Texas hits new peak wind output
Just this March, Texas set an all-time peak wind generation high of 10,296 megawatts (MW).
This is great news for fans of renewable energy but not necessarily great news for the daily demand cycle. Wind generation is fickle and depends on when and where the wind blows. Unless it blows as you need it, the power will not coincide with demand.
California sets new peak solar output
Like Texas, California set a new record of its own. In June, the California Independent System Operator (CAISO) reported that the state set a record peak of 4,767 megawatts of solar electricity delivered to the grid.
Once again, this is great news for renewables, but solar power does not produce when the sun don't shine. Although California's solar peak output better corresponds to a common daily demand cycle, it is not exact and not guaranteed.
Renewables are growing
Furthermore, the U.S. Energy Information Administration's (EIA) reports that the U.S nonhydropower renewable generation capacity is growing rapidly, with wind producing the lion's share of the power.

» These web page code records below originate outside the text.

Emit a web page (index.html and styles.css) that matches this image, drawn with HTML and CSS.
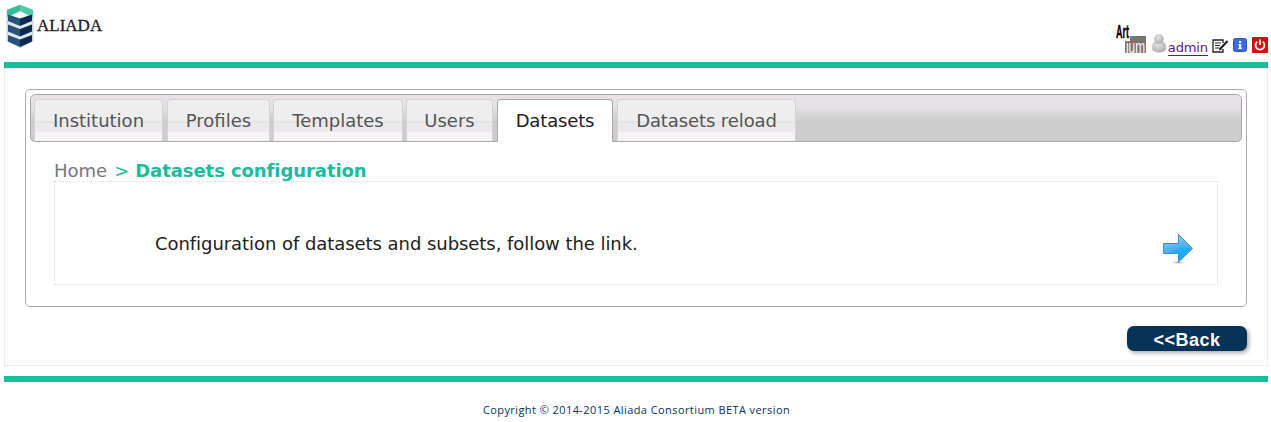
FILE: index.html
```html
<!DOCTYPE html>
<html lang="en">
<head>
<meta charset="utf-8">
<title>Aliada</title>
<link rel="stylesheet" href="styles.css">
</head>
<body>
<header class="header">
  <div class="brand">
    <svg class="brand-mark" width="28" height="44" viewBox="0 0 28 44">
      <path d="M1 6L14 1 27 6V37L14 43.500 1 37Z" fill="#dfe6ec" stroke="#a3b2c0" stroke-width=".6"/>
      <path d="M1 6L14 1V7L6 11 1 13Z" fill="#35bd98"/>
      <path d="M14 1L27 6V13L22 11 14 7Z" fill="#4acda8"/>
      <path d="M5 12L14 7.500 23 12 14 15Z" fill="#fff"/>
      <path d="M2 10.500L14 14.500V22L2 17ZM2 20.500L14 25V32.500L2 27.500ZM2 31L14 35.500V43L2 37.500Z" fill="#28527a"/>
      <path d="M26 10.500L14 14.500V22L26 17ZM26 20.500L14 25V32.500L26 27.500ZM26 31L14 35.500V43L26 37.500Z" fill="#0b2c50"/>
    </svg>
    <span class="brand-name">ALIADA</span>
  </div>
  <div class="user">
    <svg class="artium" width="32" height="32" viewBox="0 0 32 32">
      <path d="M15 14H31V31H10V19H15Z" fill="#777772"/>
      <text class="art" x="1" y="16" textLength="13" lengthAdjust="spacingAndGlyphs">Art</text>
      <text class="ium" x="11" y="31" textLength="19" lengthAdjust="spacingAndGlyphs">ium</text>
    </svg>
    <svg class="person" width="14" height="19" viewBox="0 0 14 19">
      <defs><radialGradient id="grey" cx=".4" cy=".3" r=".8"><stop stop-color="#e2e2e2"/><stop offset="1" stop-color="#aaa"/></radialGradient></defs>
      <path d="M3 8C0 9 0 14 .6 16 3 19 11 19 13.400 16 14 13 14 9 11 8Z" fill="url(#grey)" stroke="#b0b0b0" stroke-width=".5"/>
      <circle cx="7" cy="5" r="4.600" fill="url(#grey)" stroke="#b5b5b5" stroke-width=".5"/>
    </svg>
    <a class="admin" href="#">admin</a>
    <svg class="edit" width="17" height="14" viewBox="0 0 17 14">
      <path d="M11 4V1H1V13H11V10" fill="#fff" stroke="#222" stroke-width="1.300"/>
      <path d="M3 4H9M3 6.500H8M3 9H7" stroke="#222"/>
      <path d="M8 10L15.500 2" stroke="#222" stroke-width="2.200"/>
      <path d="M7 11.500L7.500 8.500 10 10.500Z" fill="#222"/>
    </svg>
    <svg class="info" width="14" height="14" viewBox="0 0 14 14">
      <rect x=".5" y=".5" width="13" height="13" rx="2" fill="#3b6bdc" stroke="#2c50b5"/>
      <path d="M6 3H8.200V5H6ZM5.200 6H8.200V10H9V11H5.200V10H6V7H5.200Z" fill="#fff"/>
    </svg>
    <svg class="power" width="16" height="16" viewBox="0 0 16 16">
      <rect width="16" height="16" rx="1" fill="#d40d0d"/>
      <path d="M5.300 4.600A4.500 4.500 0 1 0 10.700 4.600M8 2.500V8" fill="none" stroke="#fff" stroke-width="1.800"/>
    </svg>
  </div>
</header>
<main class="main">
  <section class="panel">
    <nav class="tabs">
      <a class="tab t1"><span>Institution</span></a>
      <a class="tab t2"><span>Profiles</span></a>
      <a class="tab t3"><span>Templates</span></a>
      <a class="tab t4"><span>Users</span></a>
      <a class="tab t5 active"><span>Datasets</span></a>
      <a class="tab t6"><span>Datasets reload</span></a>
    </nav>
    <div class="crumbs"><span class="home">Home</span><span class="sep">&gt;</span><strong>Datasets configuration</strong></div>
    <div class="content">
      <span class="message">Configuration of datasets and subsets, follow the link.</span>
      <svg class="arrow" width="32" height="32" viewBox="0 0 32 32">
        <defs>
          <linearGradient id="blue" x2=".3" y2="1"><stop stop-color="#a5dcfb"/><stop offset=".5" stop-color="#58b4ee"/><stop offset="1" stop-color="#16a9fa"/></linearGradient>
          <radialGradient id="shade"><stop stop-color="#999"/><stop offset="1" stop-color="#fff" stop-opacity="0"/></radialGradient>
        </defs>
        <ellipse cx="16" cy="29.500" rx="9" ry="2" fill="url(#shade)"/>
        <path d="M1.500 10.500H16.500V1.500L30.500 15.500 16.500 29V20.500H1.500Z" fill="url(#blue)" stroke="#3e8fcd"/>
        <path d="M8 20Q14 14 23 14L29 16 17 27.500V20Z" fill="#079ff5" opacity=".4"/>
      </svg>
    </div>
  </section>
  <button class="back">&lt;&lt;Back</button>
</main>
<footer class="footer"><span>Copyright © 2014-2015 Aliada Consortium BETA version</span></footer>
</body>
</html>
```
FILE: styles.css
```css
* { box-sizing: border-box; }
body { margin: 0; padding: 0 3px 0 4px; background: #fff; font-family: "DejaVu Sans", Verdana, sans-serif; height: 422px; overflow: hidden; }
.header { height: 68px; border-bottom: 6px solid #1abc9c; display: flex; justify-content: space-between; }
.brand { display: flex; padding: 4px 0 0 2px; }
.brand-name { font: 17px/20px "Liberation Serif", serif; color: #222; margin: 12px 0 0 3px; -webkit-text-stroke: .3px #222; }
.user { display: flex; align-items: flex-start; padding-top: 22px; }
.artium { overflow: visible; }
.art { font: bold 19px "Liberation Sans", sans-serif; fill: #000; stroke: #000; stroke-width: .4px; }
.ium { font: 18px "Liberation Sans", sans-serif; fill: #fff; }
.person { margin: 12px 0 0 5px; }
.admin { font-size: 13px; line-height: 16px; height: 16px; margin: 18px 0 0 2px; color: #551a8b; text-decoration: none; border-bottom: 1px solid #551a8b; letter-spacing: -.1px; }
.edit { margin: 17px 0 0 4px; }
.info { margin: 16px 0 0 4px; }
.power { margin: 15px 0 0 5px; }
.main { height: 298px; border: 1px dotted #ddd; padding: 20px; }
.panel { height: 218px; border: 1px solid #aaa; border-radius: 5px; padding: 4px; }
.tabs { height: 48px; border: 1px solid #aaa; border-radius: 5px; display: flex; gap: 4px; padding: 4px 3px 0; background: linear-gradient(#e8e2e7 0%, #e4e0e4 28%, #d8d7d8 42%, #cdcccd 58%, #cdcdcd 100%); }
.tab { height: 42px; flex: none; border: 1px solid #d3d3d3; border-bottom: 0; border-radius: 4px 4px 0 0; background: linear-gradient(#eee 0 50%, #e5e4e5 50% 55%, #ebe9eb 55% 78%, #f7f2f6 78%); color: #555; font-size: 18px; line-height: 41px; text-align: center; white-space: nowrap; }
.t1 { width: 129px; }
.t2 { width: 103px; }
.t3 { width: 130px; margin-left: -1px; }
.t4 { width: 87px; margin-left: -1px; }
.t5 { width: 116px; letter-spacing: -.15px; }
.t6 { width: 179px; letter-spacing: -.1px; }
.active { height: 43px; background: #fff; border-color: #aaa; color: #212121; }
.crumbs { height: 39px; padding: 18px 0 0 24px; font-size: 18px; line-height: 21px; color: #1abc9c; white-space: nowrap; }
.crumbs strong { letter-spacing: -.07px; font-variant-ligatures: none; }
.home { color: #777; }
.sep { margin: 0 6px 0 7px; }
.content { width: 1164px; height: 104px; margin-left: 24px; border: 1px dotted #ddd; display: flex; justify-content: space-between; padding: 50px 23px 0 100px; }
.message { font-size: 18px; line-height: 24px; color: #212121; white-space: nowrap; letter-spacing: -.055px; font-variant-ligatures: none; }
.arrow { margin-top: 1px; }
.back { display: block; margin: 19px 0 0 auto; width: 120px; height: 25px; border: 0; border-radius: 7px; background: #083358; color: #fff; font: bold 18px/25px "Liberation Sans", Arial, sans-serif; letter-spacing: .5px; padding: 2px 0 0; box-shadow: 2px 2px 4px #aaa; }
.footer { margin-top: 10px; height: 46px; border-top: 6px solid #1abc9c; text-align: center; color: #083358; font: 11px/16px "Open Sans", sans-serif; letter-spacing: .42px; padding: 20px 0 0 1px; }
```
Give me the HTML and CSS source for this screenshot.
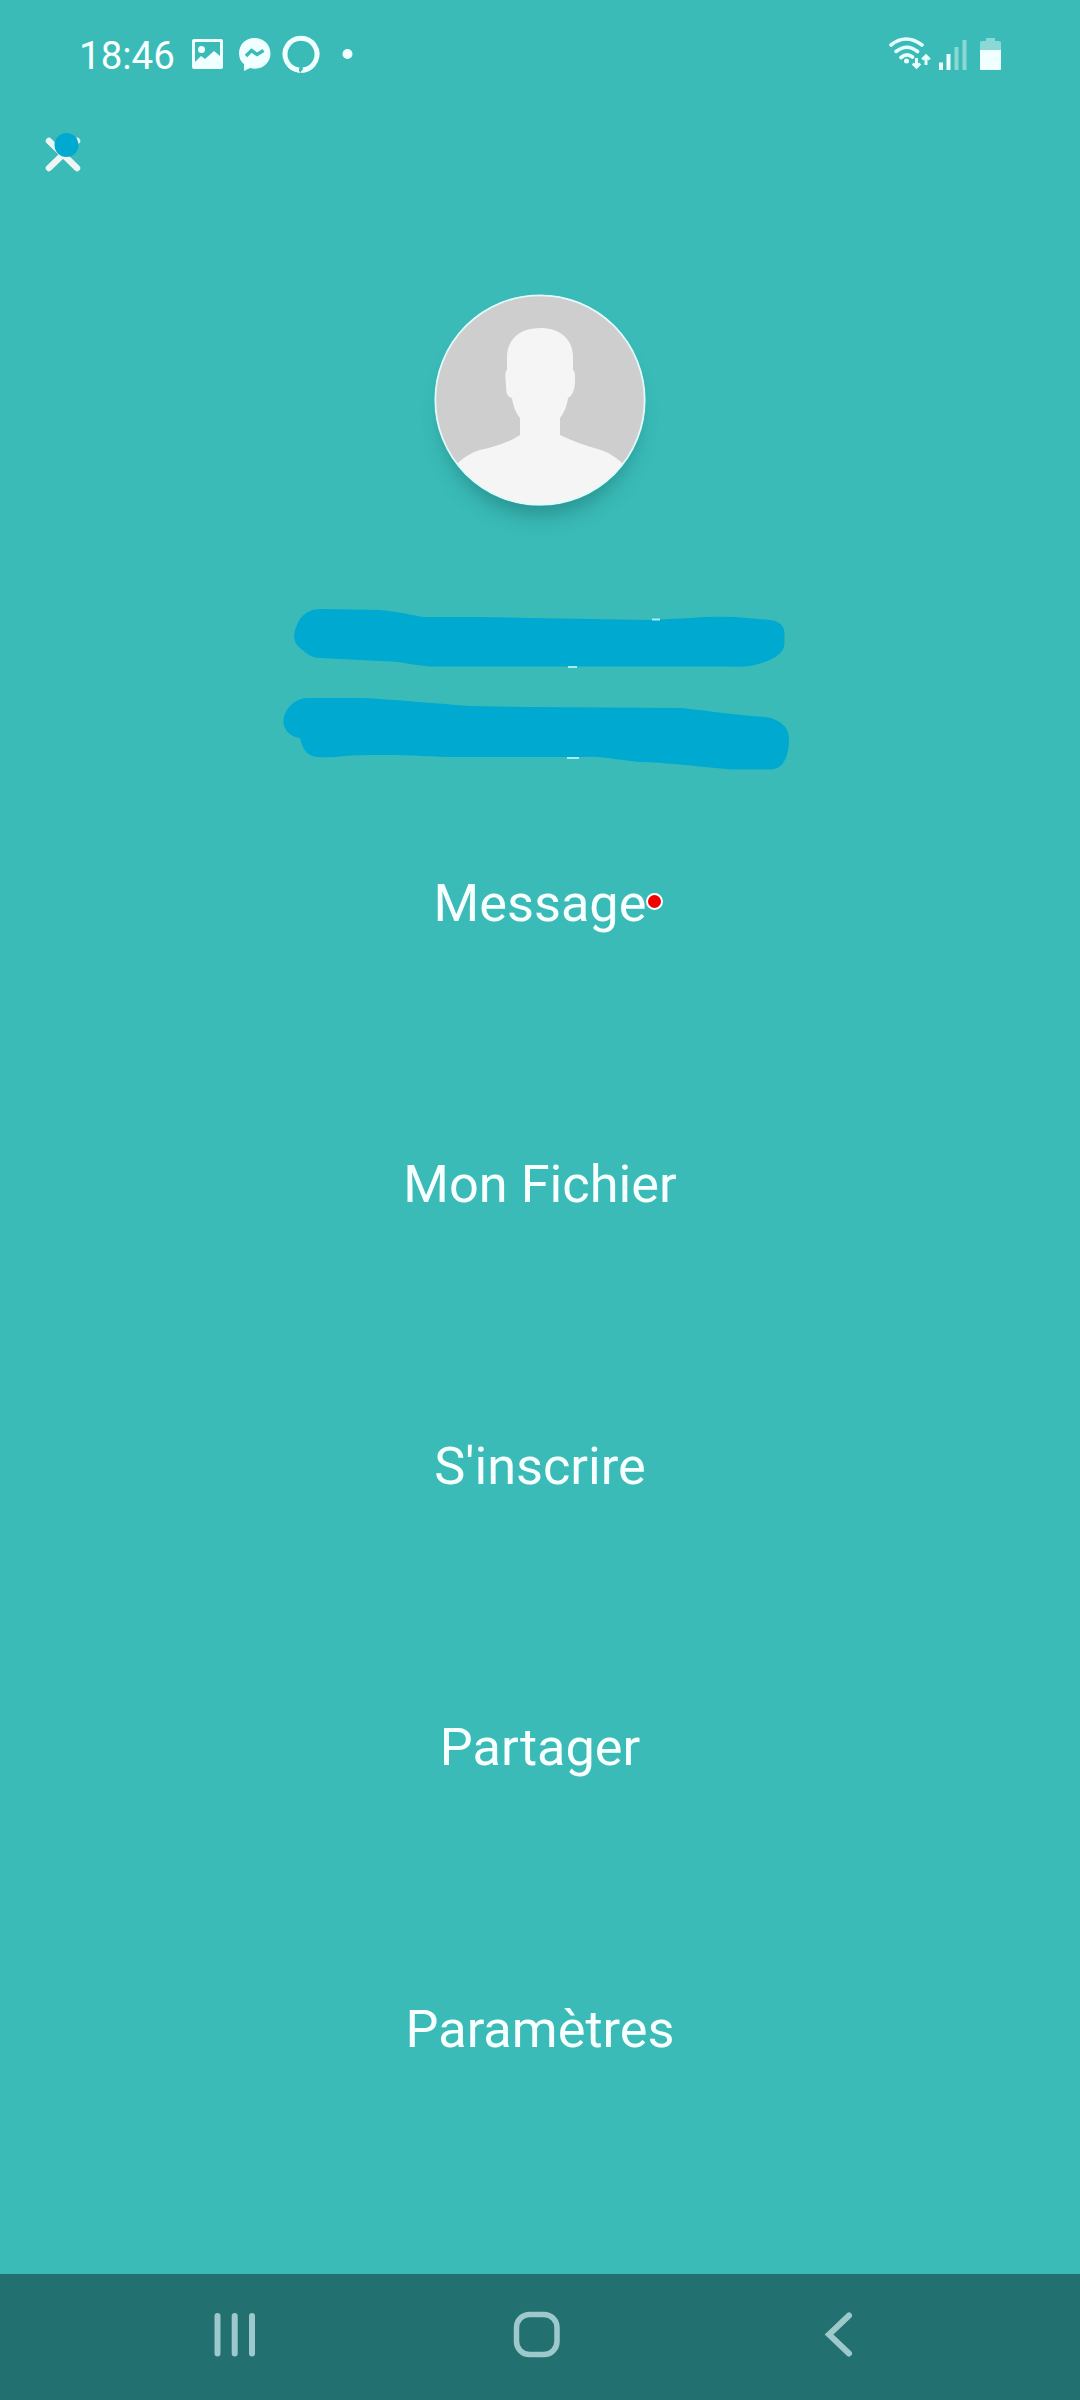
FILE: index.html
```html
<!DOCTYPE html>
<html lang="fr">
<head>
<meta charset="utf-8">
<title>Menu</title>
<link rel="stylesheet" href="styles.css">
</head>
<body>
<div class="screen">
  <header class="status">
    <span class="clock">18:46</span>
    <svg class="notifications" viewBox="190 34 166 42" width="166" height="42">
      <path class="fill" fill-rule="evenodd" d="M194 39H221Q223 39 223 41V67Q223 69 221 69H194Q192 69 192 67V41Q192 39 194 39ZM195 42V62L201 56L205 59L214 51L220 56V42Z"/>
      <circle class="fill" cx="201.500" cy="49.500" r="3.500"/>
      <path class="fill" d="M254.500 38C245 38 239 45 239 53.500C239 58 241 62 244 64V71L250 68C262 71 270.500 63 270.500 53.500C270.500 45 264 38 254.500 38Z"/>
      <path class="cut" d="M246 56L251.500 50.500L257 54.500L263.500 50.500"/>
      <path class="ring" d="M299 70A16 16 0 1 1 303 70"/>
      <path class="fill" d="M291 65C296 67 299 69 300 73C294 72 290 70 288 67ZM312 65C306 67 302 69 300.500 73C307 73 312 70 315 66Z"/>
      <circle class="fill" cx="347.500" cy="54" r="5"/>
    </svg>
    <svg class="system" viewBox="886 34 120 38" width="120" height="38">
      <path class="wifi" d="M891 45Q906 33 922 45M896 51.500Q907 43 917.500 51.500M901 57.500Q907 52.500 912.500 57"/>
      <circle class="fill" cx="906.500" cy="61" r="2.500"/>
      <path class="arrows" d="M916.500 58V66M912.800 63.500L916.500 67.200L920.200 63.500M926 65V57M922.300 59.500L926 55.800L929.700 59.500"/>
      <path class="fill" d="M939 62.500h4v7.500h-4zM946.500 54h4v16h-4z"/>
      <path class="faint" d="M954.500 47h4v23h-4zM962.500 40h4v30h-4zM980 50V43Q980 41 982 41H986V38H995V41H999Q1001 41 1001 43V50Z"/>
      <path class="fill" d="M980 50H1001V69Q1001 70 1000 70H981Q980 70 980 69Z"/>
    </svg>
  </header>
  <div class="toolbar">
    <svg viewBox="44 130 40 44" width="40" height="44">
      <path class="close" d="M49 141L77 168M77 141L49 168"/>
      <circle class="marker" cx="66.500" cy="145" r="12"/>
    </svg>
  </div>
  <section class="profile">
    <svg class="avatar" viewBox="434 294 212 212" width="212" height="212">
      <defs><clipPath id="disc"><circle cx="540" cy="400" r="105"/></clipPath></defs>
      <circle class="backdrop" cx="540" cy="400" r="105"/>
      <path class="person" clip-path="url(#disc)" d="M540 328C519 328 507 340 507 357V370C505 371 505 376 506 384C506 393 507 397 512 398C513 406 516 413 520 418V435C508 443 494 447 480 450C470 453 463 458 457 464V510H623V464C617 458 610 453 601 450C586 446 572 441 560 435V418C564 413 567 406 568 398C572 396 575 390 575 381C575 374 575 371 573 370V355C572 338 559 328 540 328Z"/>
      <circle class="rim" cx="540" cy="400" r="104.700"/>
    </svg>
    <svg class="redaction" viewBox="270 590 530 190" width="530" height="190">
      <path class="ink" d="M321 609L380 610C400 612 412 615 423 617L480 617L530 618L650 620L690 618Q712 616 735 617L765 619.500C780 620 785 626 784.500 635V645C783 655 770 662 750 666Q742 667 730 666.500H430C410 665 402 661.500 390 661.500L320 658C310 658 304 651 300 648Q294 643 294 636C296 622 303 609 321 609Z"/>
      <path class="ink" d="M307 698H363C400 700 430 703 470 706L530 707L682 708C715 712 745 716 766 717C782 720 789 728 789 739C789 757 783 769 771 769.500H735C705 768 680 763 640 762C610 759 600 756 585 757H450C410 755 370 754 345 756Q330 758 318 757C304 756 302 745 300 738C290 737 284 730 283.500 722C283 710 295 698 307 698Z"/>
      <path class="glint" d="M652 619.500H660M568 667H577M567 758H579"/>
    </svg>
  </section>
  <nav class="menu">
    <a><span class="label">Message<i class="dot"></i></span></a>
    <a>Mon Fichier</a>
    <a>S'inscrire</a>
    <a>Partager</a>
    <a>Paramètres</a>
  </nav>
  <footer class="navbar">
    <svg viewBox="213 2312 44 46" width="44" height="46"><path class="nav thick" d="M217.500 2316V2353.500M234.700 2316V2353.500M252 2316V2353.500"/></svg>
    <svg viewBox="513 2310 48 50" width="48" height="50"><rect class="nav" x="516.500" y="2314.500" width="40.500" height="40" rx="13"/></svg>
    <svg viewBox="824 2310 30 50" width="30" height="50"><path class="nav thick" d="M849 2315.500L829 2334.500L849 2353.500"/></svg>
  </footer>
</div>
</body>
</html>
```
FILE: styles.css
```css
body { margin: 0; }
.screen {
  width: 1080px;
  height: 2400px;
  display: flex;
  flex-direction: column;
  background: #3abbb8;
  color: #f8ffff;
  font-family: Roboto, sans-serif;
  overflow: hidden;
}
svg { display: block; fill: none; flex: none; }
.status {
  height: 110px;
  box-sizing: border-box;
  padding: 34px 74px 0 79px;
  display: flex;
  align-items: flex-start;
}
.clock { width: 111px; font-size: 38.5px; line-height: 44px; }
.system { margin-left: auto; }
.fill { fill: #f0ffff; }
.faint { fill: #8cd8d6; }
.cut { stroke: #3abbb8; stroke-width: 3.5; }
.ring { stroke: #f0ffff; stroke-width: 5; }
.wifi { stroke: #e8ffff; stroke-width: 3.6; stroke-linecap: round; }
.arrows { stroke: #e8ffff; stroke-width: 3; }
.toolbar { height: 184px; box-sizing: border-box; padding: 20px 44px; }
.close { stroke: #edf6f4; stroke-width: 6.5; stroke-linecap: round; }
.marker { fill: #00a9d0; }
.profile { display: flex; flex-direction: column; align-items: center; }
.avatar {
  border-radius: 50%;
  box-shadow: 0 18px 20px -9px rgba(20, 90, 88, .42);
}
.backdrop { fill: #cecece; }
.person { fill: #f5f5f5; }
.rim { stroke: #e4fafb; stroke-width: 1.8; }
.redaction { margin: 84px 0 0 -10px; }
.ink { fill: #00a9d0; }
.glint { stroke: #a2eef5; stroke-width: 2; }
.menu {
  display: grid;
  grid-auto-rows: 281.5px;
  margin-top: -18px;
  font-size: 52.3px;
}
.menu a { display: flex; align-items: center; justify-content: center; }
.label { position: relative; }
.dot {
  position: absolute;
  left: 100%;
  top: 21px;
  width: 13px;
  height: 13px;
  border: 2.5px solid #fff;
  border-radius: 50%;
  background: #f00000;
}
.navbar {
  height: 126px;
  margin-top: auto;
  box-sizing: border-box;
  padding: 0 226px 4px 213px;
  display: flex;
  flex: none;
  align-items: center;
  background: #22706f;
}
.navbar svg:nth-child(2) { margin-left: 256px; }
.navbar svg:nth-child(3) { margin-left: auto; }
.nav { stroke: #9dc8cc; stroke-width: 5.5; stroke-linecap: round; }
.thick { stroke-width: 6; }
```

The EIA synopsis of the NERC report contains three gold nuggets for the long-term investor:
Reserve margins highlight one fundamental requirement of modern electricity systems—always have more capacity available to ensure the reliability of the grid. Due to the lack of large scale, cost effective electricity storage, supply must be able to meet demand at all times. This can be challenging when demand is high or when generators or transmission lines have unexpected outages.
Meeting demand can be accomplished through a combination of sufficient generating capacity, a robust transmission system, and demand-side management programs.
At the other extreme, reserve margins significantly in excess of target levels, although helpful for reliability, may be an indication of underutilized or unused generation capacity.
Taken together, these reports highlight the need for smart grid build out and corresponding energy storage capacity. The EIA synopsis directly points to the need for large-scale storage and the NERC report shows that excess capacity to charge that storage is readily available. For Texas, excess capacity is potentially available from the plains regions just to the north, and NERC reports that California already has excess capacity available, but without large-scale storage it is underutilized.
This author has already reported about grid storage companies such as General Electric (NYSE:GE) and NRG Energy (NYSE:NRG). You can find more details in the article Solar and Smart Grid Success Depend on Grid Storage. In addition, Accenture Ltd. (NYSE:ACN), the consulting giant, has a smart grid group that has strong expertise in the smart grid and energy storage arena. In April it announced a joint venture with Siemens AG to form the OMNETRIC group to bring together Siemens' smart grid products with Accenture's consulting expertise.
Another opportunity lies with AES Energy Storage. A subsidiary of AES Corp. (NYSE:AES), AES Energy Storage reports that it has over 1.5 million megawatt hours (MWh) of battery storage in production in locations such as Ohio,Virginia and the country of Chile. Parent company AES, by itself, is a ready market for its energy storage solutions as it provides utility service in over 20 countries.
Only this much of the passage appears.